THE FIFTH DOWN; Magical Jaguar Mystery

Chase Stuart contributes to the Pro-Football-Reference.com blog and to Footballguys.com.

Three months ago, the sports media had three things to say about the Jaguars:

1) Can you believe Jacksonville drafted Tyson Alualu instead of Tim Tebow?

2) When is this team moving to Los Angeles?

3) How is Jack Del Rio still the coach?

Jacksonville might have been the blandest team in the league, with possibly the most apathetic fan base. But with an 8-5 record in mid-December, none of the above matters. With a win on Sunday against the Colts, Jacksonville would wrap up its first division title since Tom Coughlin’s squad won its third straight A.F.C. Central crown in 1999. With the Jaguars all but ignored in the national media, you might be wondering how the Jags are winning games this year.

There’s only one answer to that: unconventionally. Jacksonville’s pass defense is miserable, fluctuating weekly with the Texans for last place in net yards per attempt allowed and adjusted net yards per attempted allowed. The Jaguars are tied with the Broncos and the Vikings for the honor of worst turnover margin, unthinkable for an offense that leads the league in rushing attempts. And Jacksonville has been outscored by 36 points, after being blown out by three touchdowns or more in four games this season. If the Jaguars win one more game, they’ll become just the fourth team since 1940 to have a winning record despite four losses of 21 points or more.

Despite a terrible pass defense, its struggles to hold on to the ball or to take it away from its opponents, and the decision to seemingly skip every third game, Jacksonville can clinch the division with two weeks to play. How? The obvious person to look to is Maurice Jones-Drew, the running back who ranks second in the league in both rushing yards and yards from scrimmage. But Arian Foster leads the league in those two categories, and the Texans’ pass defense is just as bad, so there’s more to the story.

David Garrard is having a solid but unspectacular season. His best attribute this season has been the ability to limit all his bad plays to games the Jaguars are going to lose anyway. In losses to the Giants, Eagles and Chargers, Garrard has thrown six interceptions with one touchdown while averaging just 5.0 yards per attempt. He was injured early in the Jaguars’ flop against the Titans and didn’t play when the team allowed 42 points to the Chiefs. Meanwhile, in seven of Jacksonville’s victories, Garrard has thrown for 17 touchdowns with just two interceptions while averaging 9.0 yards per attempt.

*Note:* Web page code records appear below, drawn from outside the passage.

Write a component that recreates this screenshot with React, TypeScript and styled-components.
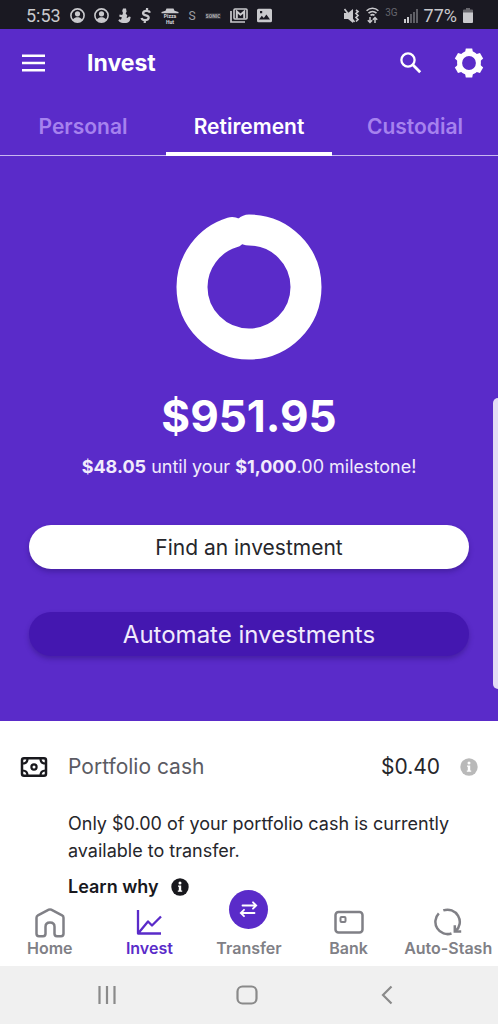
import React from "react";
import styled, { createGlobalStyle, css } from "styled-components";

const color = {
  purple: "#5a2bc9",
  deep: "#4417b0",
  lilac: "#a682ee",
  ink: "#26262b",
  grey: "#808086",
  status: "#1a1922",
  statusText: "#c9c9cd",
};

const GlobalStyle = createGlobalStyle`
  *, *::before, *::after { box-sizing: border-box; }
  body {
    margin: 0;
    background: #fff;
    color: ${color.ink};
    font-family: Inter, "Liberation Sans", sans-serif;
  }
  button { font: inherit; color: inherit; border: 0; background: none; padding: 0; cursor: pointer; }
  svg { display: block; flex: none; }
`;

const Screen = styled.div`
  display: flex;
  flex-direction: column;
  min-height: 100vh;
`;

const StatusBar = styled.div`
  display: flex;
  justify-content: space-between;
  align-items: center;
  height: 29px;
  padding: 2px 25px 0 26px;
  background: ${color.status};
  color: ${color.statusText};
  font-family: Roboto, sans-serif;
  font-size: 18px;
  line-height: 20px;
`;

const StatusGroup = styled.div<{ $gap: number }>`
  display: flex;
  align-items: center;
  gap: ${(p) => p.$gap}px;
`;

const NetworkLabel = styled.span`
  font-size: 10px;
  line-height: 14px;
  height: 20px;
  color: #66666e;
`;

const Header = styled.header`
  display: flex;
  align-items: center;
  height: 67px;
  padding: 0 14px 0 22px;
  background: ${color.purple};
  color: #fff;
`;

const Title = styled.h1`
  flex: 1;
  margin: 0 0 0 41px;
  font-size: 23px;
  line-height: 28px;
  font-weight: 700;
`;

const HeaderActions = styled.div`
  display: flex;
  align-items: center;
  gap: 32px;
`;

const Tabs = styled.div`
  display: flex;
  height: 60px;
  background: ${color.purple};
  border-bottom: 1px solid #c8b7f0;
`;

const Tab = styled.button<{ $active?: boolean }>`
  flex: 1;
  height: 60px;
  padding-top: 6px;
  border-bottom: 4px solid transparent;
  font-size: 21px;
  line-height: 28px;
  font-weight: 600;
  color: ${color.lilac};
  ${(p) =>
    p.$active &&
    css`
      color: #fff;
      border-bottom-color: #fff;
    `}
`;

const Hero = styled.section`
  position: relative;
  display: flex;
  flex-direction: column;
  align-items: center;
  padding: 58px 29px 65px;
  background: ${color.purple};
  color: #fff;
`;

const Balance = styled.p`
  margin: 28px 0 11px;
  font-size: 44px;
  line-height: 56px;
  font-weight: 700;
`;

const Milestone = styled.p`
  margin: 0 0 46px;
  font-size: 18px;
  line-height: 24px;
  color: #f1ebfc;
  b { font-weight: 700; }
`;

const HeroActions = styled.div`
  display: flex;
  flex-direction: column;
  gap: 43px;
  align-self: stretch;
`;

const PillButton = styled.button<{ $primary?: boolean }>`
  height: 44px;
  padding-top: 2px;
  border-radius: 22px;
  font-size: ${(p) => (p.$primary ? 21 : 24)}px;
  line-height: 30px;
  background: ${(p) => (p.$primary ? "#fff" : color.deep)};
  color: ${(p) => (p.$primary ? color.ink : "#f1ebfc")};
  box-shadow: 0 3px 5px rgba(40, 15, 110, 0.4);
`;

const EdgeHandle = styled.div`
  position: absolute;
  top: 242px;
  right: 0;
  width: 5px;
  height: 291px;
  border-radius: 5px 0 0 5px;
  background: #e4dcf5;
`;

const CashSection = styled.section`
  flex: 1;
  padding: 28px 20px 1px;
`;

const CashRow = styled.div`
  display: flex;
  align-items: center;
  height: 35px;
  font-size: 21px;
  line-height: 28px;
`;

const CashLabel = styled.span`
  flex: 1;
  margin-left: 20px;
  color: #5b5b63;
`;

const InfoButton = styled.button`
  margin-left: 20px;
`;

const CashDetail = styled.div`
  padding-left: 48px;
  font-size: 18px;
`;

const CashNote = styled.p`
  margin: 26px 0 11px;
  line-height: 27px;
`;

const LearnLink = styled.a`
  display: inline-flex;
  align-items: center;
  gap: 12px;
  line-height: 24px;
  font-weight: 600;
  color: #18181d;
  text-decoration: none;
`;

const BottomNav = styled.nav`
  display: flex;
  height: 66px;
  padding-top: 8px;
  background: #fff;
`;

const NavItem = styled.a<{ $active?: boolean }>`
  flex: 1 1 0;
  min-width: 0;
  display: flex;
  flex-direction: column;
  align-items: center;
  font-size: 16px;
  line-height: 20px;
  font-weight: 600;
  white-space: nowrap;
  text-decoration: none;
  color: ${(p) => (p.$active ? color.purple : color.grey)};
`;

const TransferBadge = styled.span`
  display: flex;
  align-items: center;
  justify-content: center;
  width: 39px;
  height: 39px;
  margin: -18px 0 9px;
  border-radius: 50%;
  background: ${color.purple};
`;

const SystemNav = styled.div`
  display: flex;
  justify-content: center;
  height: 58px;
  padding-right: 4px;
  background: #f0f0f0;
`;

const SystemButton = styled.button`
  display: flex;
  align-items: center;
  justify-content: center;
  width: 140px;
`;

const PersonIcon = () => (
  <svg width="15" height="15" viewBox="0 0 15 15">
    <circle cx="7.5" cy="7.5" r="6.6" fill="none" stroke="currentColor" strokeWidth="1.6" />
    <circle cx="7.5" cy="5.8" r="2.6" fill="currentColor" />
    <path d="M2.8 11.6C4.2 9.6 5.8 9.2 7.5 9.2s3.3.4 4.7 2.4A6 6 0 0 1 7.5 14a6 6 0 0 1-4.7-2.4z" fill="currentColor" />
  </svg>
);

const FigureIcon = () => (
  <svg width="13" height="15" viewBox="0 0 13 15" fill="currentColor">
    <path d="M5 .5h3l.6 3.2-1 1.6 1.7 2.2L8.5 9.4l1 .6 1.5-1.5 1.7.4-.8 3.6c-1 1.8-2.8 2.6-5.2 2.6-3 0-5.200-.8-6.400-2.600l1-1.300 1.600.6L4 9.600 1.200 8.600l.4-2.200 2.600.600L5 5 4.200 3z" />
  </svg>
);

const DollarIcon = () => (
  <svg width="12" height="15" viewBox="0 0 12 15" fill="none" stroke="currentColor" strokeWidth="2.3">
    <path d="M10 4.6C9.4 3.2 8 2.8 6.6 2.8 4.6 2.8 3.3 3.7 3.1 5c-.5 3.2 6 1.7 5.5 5-.3 1.5-1.8 2.1-3.6 2.1-1.7 0-3-.6-3.5-2.1M7.2 0l-.5 3M5.1 12l-.5 3" />
  </svg>
);

const HutIcon = () => (
  <svg width="18" height="16" viewBox="0 0 18 16" fill="currentColor">
    <path d="M5.5.5h7l1 2.200 4 1.200v1.300H.5V3.900l4-1.200z" />
    <text x="9" y="9.500" textAnchor="middle" fontSize="5" fontWeight="900">Pizza</text>
    <text x="9" y="15.500" textAnchor="middle" fontSize="5" fontWeight="900">Hut</text>
  </svg>
);

const LetterIcon = () => (
  <svg width="8" height="15" viewBox="0 0 8 15" fill="currentColor" opacity="0.75">
    <text x="4" y="12" textAnchor="middle" fontSize="12">S</text>
  </svg>
);

const SonicIcon = () => (
  <svg width="16" height="15" viewBox="0 0 16 15">
    <path d="M0 5h16l-2 3 2 3H0l2-3z" fill="#33333b" />
    <text x="8" y="10" textAnchor="middle" fontSize="5" fontWeight="900" fill="#a5a5aa">SONIC</text>
  </svg>
);

const MailStackIcon = () => (
  <svg width="18" height="15" viewBox="0 0 18 15" fill="none" stroke="currentColor">
    <path d="M1 3v11h14" strokeWidth="1.7" />
    <rect x="4" y="1" width="13" height="10" rx="1" strokeWidth="1.6" />
    <path d="M6.8 10.5V3.5l3.7 3.2 3.7-3.2v7" strokeWidth="2" />
  </svg>
);

const PictureIcon = () => (
  <svg width="15" height="15" viewBox="0 0 15 15">
    <path
      fill="currentColor"
      fillRule="evenodd"
      d="M1.5.8h12a1.5 1.5 0 0 1 1.5 1.5v10.4a1.5 1.5 0 0 1-1.5 1.5h-12A1.5 1.5 0 0 1 0 12.700V2.300A1.5 1.5 0 0 1 1.5.8zM2 11.500h11L9.400 6.600 6.800 10 4.800 7.800zM3 3v2.200h2.200V3z"
    />
  </svg>
);

const MuteIcon = () => (
  <svg width="16" height="16" viewBox="0 0 16 16">
    <path d="M0 5h4l5-4v14l-5-4H0z" fill="currentColor" />
    <path d="M.5 1l10 13" stroke="currentColor" strokeWidth="1.6" />
    <path d="M12 2l2 1.5-2 2 2 2-2 2 2 2-2 2" fill="none" stroke="currentColor" strokeWidth="1.7" />
  </svg>
);

const WifiIcon = () => (
  <svg width="13" height="17" viewBox="0 0 13 17" fill="none" stroke="currentColor" strokeWidth="1.6">
    <path d="M.6 3.8c3.4-3.4 8.4-3.4 11.8 0M2.5 6.2c2.3-2.2 5.7-2.2 8 0M4.5 8.4c1.2-1 2.8-1 4 0" />
    <path d="M4 10v5.5M1.8 13.3l2.2 2.2 2.2-2.2M9 16v-5.5M6.8 12.7L9 10.5l2.2 2.2" strokeWidth="1.5" />
  </svg>
);

const SignalIcon = () => (
  <svg width="14" height="14" viewBox="0 0 14 14" fill="currentColor">
    <rect x="0" y="10" width="2" height="4" />
    <rect x="3" y="8" width="2" height="6" />
    <rect x="6" y="5" width="2" height="9" opacity="0.4" />
    <rect x="9" y="3" width="2" height="11" opacity="0.4" />
    <rect x="12" y="0" width="2" height="14" opacity="0.4" />
  </svg>
);

const BatteryIcon = () => (
  <svg width="10" height="15" viewBox="0 0 10 15" fill="currentColor">
    <path d="M3 0h4v1.5h2a1 1 0 0 1 1 1V5H0V2.5a1 1 0 0 1 1-1h2z" opacity="0.45" />
    <path d="M0 4.5h10V14a1 1 0 0 1-1 1H1a1 1 0 0 1-1-1z" />
  </svg>
);

const MenuIcon = () => (
  <svg width="24" height="18" viewBox="0 0 24 18" stroke="#fff" strokeWidth="2.4">
    <path d="M0 1.8h23M0 9h23M0 16.2h23" />
  </svg>
);

const SearchIcon = () => (
  <svg width="22" height="22" viewBox="0 0 22 22" fill="none" stroke="#fff">
    <circle cx="8" cy="8" r="6.6" strokeWidth="2.3" />
    <path d="M12.8 12.8l7.4 7.4" strokeWidth="2.8" />
  </svg>
);

const GearIcon = () => (
  <svg width="30" height="30" viewBox="0 0 30 30">
    <circle cx="15" cy="15" r="9.4" fill="none" stroke="#fff" strokeWidth="5" />
    {[0, 60, 120, 180, 240, 300].map((angle) => (
      <path key={angle} d="M11.8.5h6.4l1 5h-8.4z" fill="#fff" transform={`rotate(${angle} 15 15)`} />
    ))}
  </svg>
);

const ProgressRing = ({ percent }: { percent: number }) => (
  <svg width="146" height="146" viewBox="0 0 146 146" role="img" aria-label={`${percent}% of milestone`}>
    <circle
      cx="73"
      cy="73"
      r="57"
      fill="none"
      stroke="#fff"
      strokeWidth="31"
      strokeLinecap="round"
      pathLength={100}
      strokeDasharray={`${percent} 100`}
      transform="rotate(-90 73 73)"
    />
  </svg>
);

const CashIcon = () => (
  <svg width="28" height="20" viewBox="0 0 28 20" fill="none" stroke="#18181d" strokeWidth="2.2">
    <rect x="2" y="1.3" width="24" height="17.4" rx="2" strokeWidth="2.5" />
    <circle cx="14" cy="10" r="2.6" />
    <path d="M7.5 1.5c0 3-2 5-5 5M20.5 1.5c0 3 2 5 5 5M7.5 18.5c0-3-2-5-5-5M20.5 18.5c0-3 2-5 5-5" />
  </svg>
);

const InfoIcon = ({ fill }: { fill: string }) => (
  <svg width="18" height="18" viewBox="0 0 18 18">
    <circle cx="9" cy="9" r="8.7" fill={fill} />
    <circle cx="9" cy="5" r="1.5" fill="#fff" />
    <path d="M7 7.6h3.2v5H11.2v1.2H6.8v-1.2H7.8V8.8H7z" fill="#fff" />
  </svg>
);

const navIcon = {
  width: 30,
  height: 30,
  viewBox: "0 0 30 30",
  fill: "none",
  stroke: "currentColor",
  strokeWidth: 2.5,
  strokeLinejoin: "round" as const,
};

const HomeIcon = () => (
  <svg {...navIcon}>
    <path d="M2.9 7.4L13.8 1.7c.8-.4 1.6-.4 2.4 0L27.1 7.4c1 .5 1.4 1.2 1.4 2.3V25.8c0 1.6-.8 2.4-2.4 2.4h-4.2c-1.6 0-2.4-.8-2.4-2.4v-7c0-2.8-1.8-4.3-4.5-4.3s-4.5 1.5-4.5 4.3v7c0 1.6-.8 2.4-2.4 2.4H3.9c-1.6 0-2.4-.8-2.4-2.4V9.7c0-1.1.4-1.8 1.4-2.3z" />
  </svg>
);

const ChartIcon = () => (
  <svg {...navIcon} strokeWidth={2.3}>
    <path d="M4 2v23.5h23M4.5 25L14 13.5l4 4L27 8.5" />
  </svg>
);

const SwapIcon = () => (
  <svg width="19" height="19" viewBox="0 0 19 19" fill="none" stroke="#fff" strokeWidth="1.8" strokeLinecap="round">
    <path d="M3.5 5.5h13.5M14 2.3l3.2 3.2L14 8.7M15.5 13H2M5 9.8L1.8 13 5 16.2" />
  </svg>
);

const CardIcon = () => (
  <svg {...navIcon}>
    <rect x="1.5" y="4" width="27" height="20.5" rx="3" />
    <rect x="6.5" y="9" width="5" height="5" rx="1" strokeWidth="2" />
  </svg>
);

const RefreshIcon = () => (
  <svg {...navIcon}>
    <path d="M10.3 2.4A12.3 12.3 0 0 1 22.5 23.3M18.5 25.5A12.3 12.3 0 0 1 5.8 5.3" />
    <path d="M21.8 17.3v6.3h6.4" strokeLinejoin="miter" />
  </svg>
);

const navItems = [
  { label: "Home", icon: <HomeIcon /> },
  { label: "Invest", icon: <ChartIcon />, active: true },
  { label: "Transfer", icon: <TransferBadge><SwapIcon /></TransferBadge> },
  { label: "Bank", icon: <CardIcon /> },
  { label: "Auto-Stash", icon: <RefreshIcon /> },
];

export default function App() {
  return (
    <Screen>
      <GlobalStyle />
      <StatusBar>
        <StatusGroup $gap={9}>
          <span>5:53</span>
          <PersonIcon />
          <PersonIcon />
          <FigureIcon />
          <DollarIcon />
          <HutIcon />
          <LetterIcon />
          <SonicIcon />
          <MailStackIcon />
          <PictureIcon />
        </StatusGroup>
        <StatusGroup $gap={6}>
          <MuteIcon />
          <WifiIcon />
          <NetworkLabel>3G</NetworkLabel>
          <SignalIcon />
          <span>77%</span>
          <BatteryIcon />
        </StatusGroup>
      </StatusBar>

      <Header>
        <button type="button" aria-label="Menu"><MenuIcon /></button>
        <Title>Invest</Title>
        <HeaderActions>
          <button type="button" aria-label="Search"><SearchIcon /></button>
          <button type="button" aria-label="Settings"><GearIcon /></button>
        </HeaderActions>
      </Header>

      <Tabs role="tablist">
        <Tab type="button" role="tab" aria-selected={false}>Personal</Tab>
        <Tab type="button" role="tab" aria-selected $active>Retirement</Tab>
        <Tab type="button" role="tab" aria-selected={false}>Custodial</Tab>
      </Tabs>

      <Hero>
        <ProgressRing percent={95.195} />
        <Balance>$951.95</Balance>
        <Milestone>
          <b>$48.05</b> until your <b>$1,000</b>.00 milestone!
        </Milestone>
        <HeroActions>
          <PillButton type="button" $primary>Find an investment</PillButton>
          <PillButton type="button">Automate investments</PillButton>
        </HeroActions>
        <EdgeHandle />
      </Hero>

      <CashSection>
        <CashRow>
          <CashIcon />
          <CashLabel>Portfolio cash</CashLabel>
          <span>$0.40</span>
          <InfoButton type="button" aria-label="About portfolio cash"><InfoIcon fill="#b9b9b9" /></InfoButton>
        </CashRow>
        <CashDetail>
          <CashNote>Only $0.00 of your portfolio cash is currently available to transfer.</CashNote>
          <LearnLink href="#learn-why">
            Learn why
            <InfoIcon fill="#18181d" />
          </LearnLink>
        </CashDetail>
      </CashSection>

      <BottomNav aria-label="Main">
        {navItems.map((item) => (
          <NavItem key={item.label} href={`#${item.label.toLowerCase()}`} $active={item.active}>
            {item.icon}
            {item.label}
          </NavItem>
        ))}
      </BottomNav>

      <SystemNav>
        <SystemButton type="button" aria-label="Recent apps">
          <svg width="20" height="20" viewBox="0 0 20 20" stroke="#8a8a8a" strokeWidth="2.2">
            <path d="M2.5 1v18M10 1v18M17.5 1v18" />
          </svg>
        </SystemButton>
        <SystemButton type="button" aria-label="Home screen">
          <svg width="22" height="20" viewBox="0 0 22 20" fill="none" stroke="#8a8a8a" strokeWidth="2.2">
            <rect x="1.5" y="1.5" width="19" height="17" rx="5" />
          </svg>
        </SystemButton>
        <SystemButton type="button" aria-label="Back">
          <svg width="12" height="20" viewBox="0 0 12 20" fill="none" stroke="#8a8a8a" strokeWidth="2.2">
            <path d="M10.5 1.5L2 10l8.5 8.5" />
          </svg>
        </SystemButton>
      </SystemNav>
    </Screen>
  );
}
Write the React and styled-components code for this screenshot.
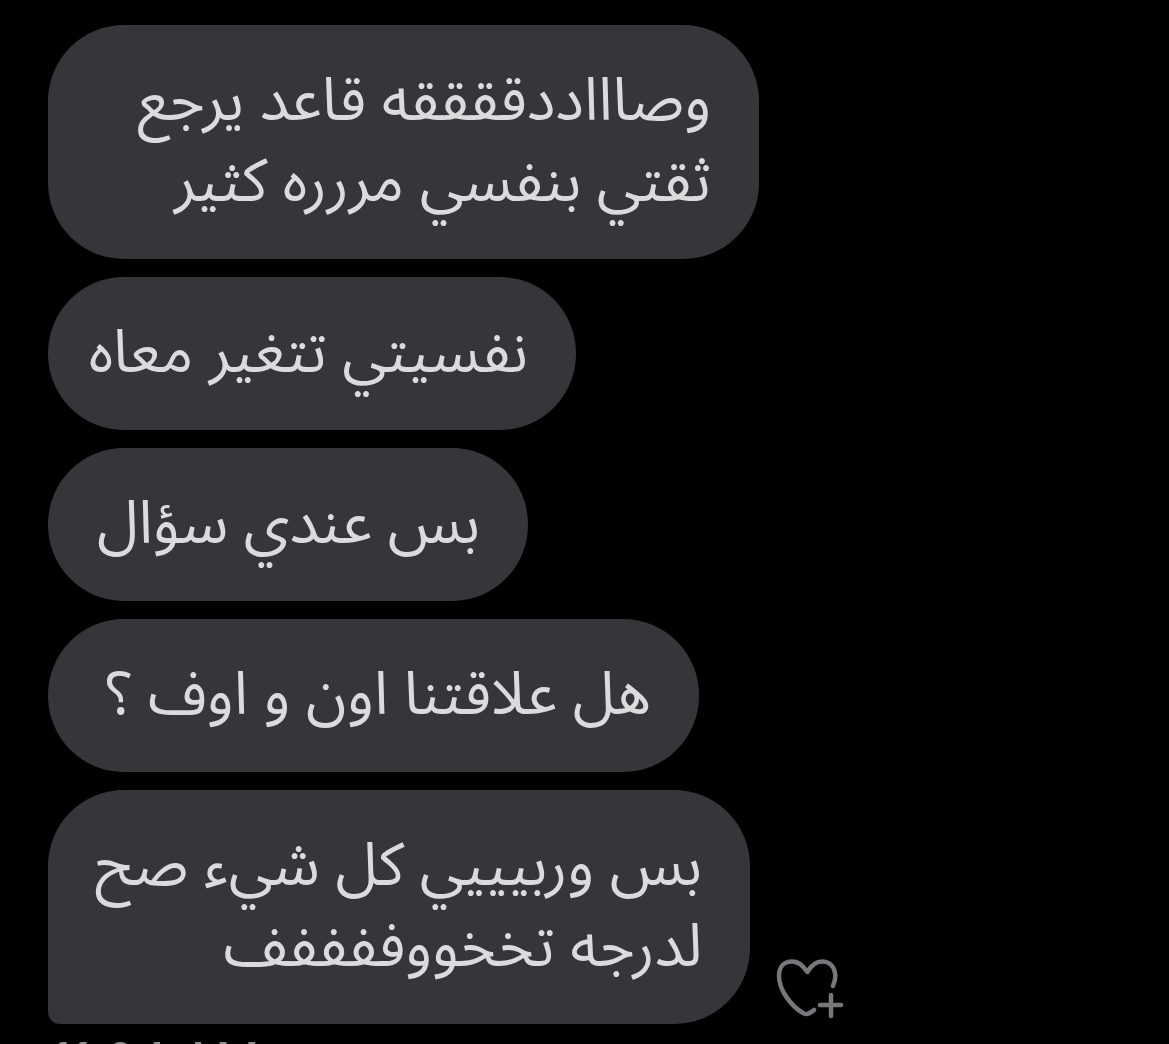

For the most part, Jacksonville has had the benefit of good fortune and good timing. In Week 1, Brandon Lloyd’s second foot grazed the end zone sideline, negating a potential game-tying touchdown late in the fourth quarter. Three weeks later, the Jaguars defeated the Colts thanks to Josh Scobee’s 59-yard field goal as time expired. In Week 10, it was Glover Quin and Mike Thomas teaming up to convert a desperation pass to beat the Texans. The next week they turned the ball over six times, but Maurice Jones-Drew picked the right time to rev up his ESPY campaign. With just over two minutes left, Jones-Drew took a screen pass 75 yards to the Cleveland 1-yard line, weaving across the field and breaking four tackles in one of the highlights of the year.

Their overall numbers are underwhelming. But so far, the Jaguars have been able to consolidate the bad plays to a few games, while making their biggest plays when it counts most. Both Jones-Drew and Rashad Jennings rushed for over 100 yards against the Raiders on Sunday, but the team still needed Deji Karim’s 65-yard kickoff return in the final minutes to put away the Raiders. The unquestioned strength of the team is red hot; the Jags have topped the 200-yard rushing mark in each of the last three weeks. Awaiting them on Sunday: the 29th-ranked rushing defense in Indianapolis.

If Jacksonville makes the playoffs, what can we expect? Since 1990, only three teams have made the playoffs despite being outscored by 25 points or more. The 2004 Rams, playing in one of the league’s all-time terrible divisions, went 8-8 and earned a wild card berth. The Rams swept the Seahawks in the regular season and then defeated them in the first round of the playoffs, before getting steamrolled by Mike Vick and the Falcons in the second round. The 1998 Arizona Cardinals — perhaps the worst playoff team ever — played the easiest schedule in the league and were outscored by 53 points. But then the Cards managed to go into Dallas, where they had lost by 28 points in Week 1, and upset the Cowboys in the first round of the playoffs. They lost, 41-21, to the Vikings the next week. The ’94 Bears were outscored by 36 points but went into Minnesota and won in the first round of the playoffs. They were obliterated by the 49ers the following week, 44-15. Like those three teams, the Jaguars have been inconsistently good, and are prone to surprise wins and blowout losses in the regular season. There’s nothing to say that that trend won’t continue in the playoffs.